EXERCISE TASK »
Determine the number of lines where "Tailwind" occurs and reply with that number by itself.

RECORDS FOR PROCESSING »
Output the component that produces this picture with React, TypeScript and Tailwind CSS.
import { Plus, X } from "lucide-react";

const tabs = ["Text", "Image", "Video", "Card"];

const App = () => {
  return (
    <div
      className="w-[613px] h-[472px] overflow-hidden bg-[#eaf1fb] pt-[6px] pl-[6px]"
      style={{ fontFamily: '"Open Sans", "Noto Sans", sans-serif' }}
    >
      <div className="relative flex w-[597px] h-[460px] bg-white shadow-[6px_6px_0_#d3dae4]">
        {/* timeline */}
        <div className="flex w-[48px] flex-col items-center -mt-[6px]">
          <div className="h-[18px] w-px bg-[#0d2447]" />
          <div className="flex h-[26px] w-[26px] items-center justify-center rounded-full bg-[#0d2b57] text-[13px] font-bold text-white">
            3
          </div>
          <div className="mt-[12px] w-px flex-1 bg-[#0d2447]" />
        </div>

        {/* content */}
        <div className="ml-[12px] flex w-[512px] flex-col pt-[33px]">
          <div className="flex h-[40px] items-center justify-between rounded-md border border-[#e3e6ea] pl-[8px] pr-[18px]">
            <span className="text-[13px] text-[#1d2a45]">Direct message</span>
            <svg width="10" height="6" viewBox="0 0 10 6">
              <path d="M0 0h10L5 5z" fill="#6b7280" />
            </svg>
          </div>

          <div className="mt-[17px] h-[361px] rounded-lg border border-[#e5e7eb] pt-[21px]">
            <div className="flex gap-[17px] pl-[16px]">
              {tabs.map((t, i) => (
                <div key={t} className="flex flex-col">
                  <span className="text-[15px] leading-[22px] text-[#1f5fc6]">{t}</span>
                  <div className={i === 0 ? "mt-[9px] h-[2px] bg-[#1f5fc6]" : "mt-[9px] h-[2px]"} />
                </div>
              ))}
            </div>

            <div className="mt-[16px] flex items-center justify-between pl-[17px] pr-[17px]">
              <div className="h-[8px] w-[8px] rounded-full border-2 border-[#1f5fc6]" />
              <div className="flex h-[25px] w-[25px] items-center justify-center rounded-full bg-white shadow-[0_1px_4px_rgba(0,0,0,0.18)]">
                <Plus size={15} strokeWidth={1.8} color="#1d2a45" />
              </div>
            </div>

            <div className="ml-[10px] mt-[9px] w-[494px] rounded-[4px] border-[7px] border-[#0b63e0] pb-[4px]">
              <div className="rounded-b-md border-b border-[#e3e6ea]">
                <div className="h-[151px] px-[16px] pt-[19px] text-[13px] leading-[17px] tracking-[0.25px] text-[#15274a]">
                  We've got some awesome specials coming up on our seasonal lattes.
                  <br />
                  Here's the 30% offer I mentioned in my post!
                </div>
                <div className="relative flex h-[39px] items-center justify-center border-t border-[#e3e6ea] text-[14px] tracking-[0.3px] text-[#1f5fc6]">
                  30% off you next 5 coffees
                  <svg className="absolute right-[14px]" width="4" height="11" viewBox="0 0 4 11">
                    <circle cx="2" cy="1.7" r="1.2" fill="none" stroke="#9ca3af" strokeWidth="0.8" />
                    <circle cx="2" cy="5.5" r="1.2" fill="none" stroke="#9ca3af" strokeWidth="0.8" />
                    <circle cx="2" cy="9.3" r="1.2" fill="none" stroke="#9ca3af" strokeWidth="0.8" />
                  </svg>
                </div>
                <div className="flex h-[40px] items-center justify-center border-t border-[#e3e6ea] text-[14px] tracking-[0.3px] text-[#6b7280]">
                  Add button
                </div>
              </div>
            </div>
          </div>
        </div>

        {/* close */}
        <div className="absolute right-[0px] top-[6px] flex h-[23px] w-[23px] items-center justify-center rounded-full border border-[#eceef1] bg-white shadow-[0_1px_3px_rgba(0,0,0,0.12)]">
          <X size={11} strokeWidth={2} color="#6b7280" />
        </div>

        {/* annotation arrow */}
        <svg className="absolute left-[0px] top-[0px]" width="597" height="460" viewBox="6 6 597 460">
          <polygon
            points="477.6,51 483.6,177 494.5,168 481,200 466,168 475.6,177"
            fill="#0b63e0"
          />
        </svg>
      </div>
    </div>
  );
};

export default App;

==

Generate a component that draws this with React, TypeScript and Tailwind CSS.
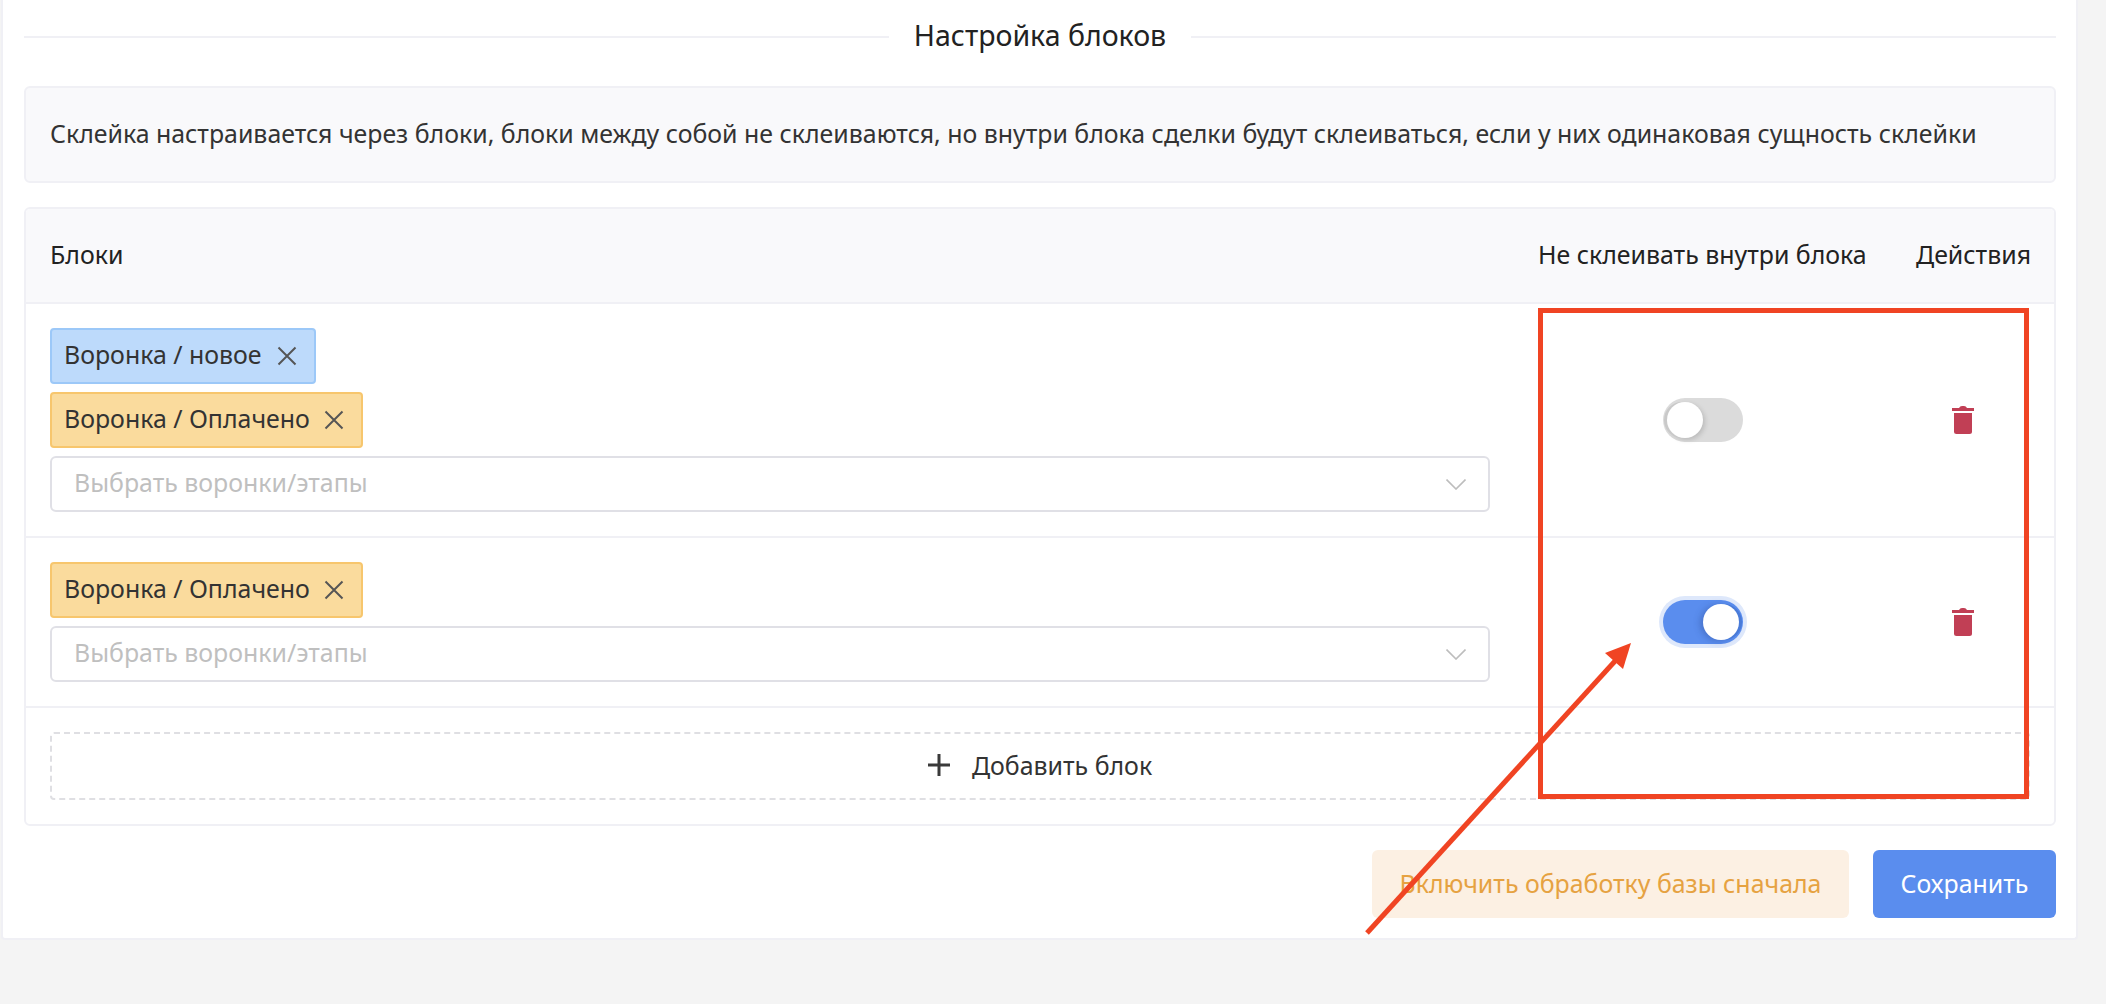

SOLUTION TO THE PROBLEM »
2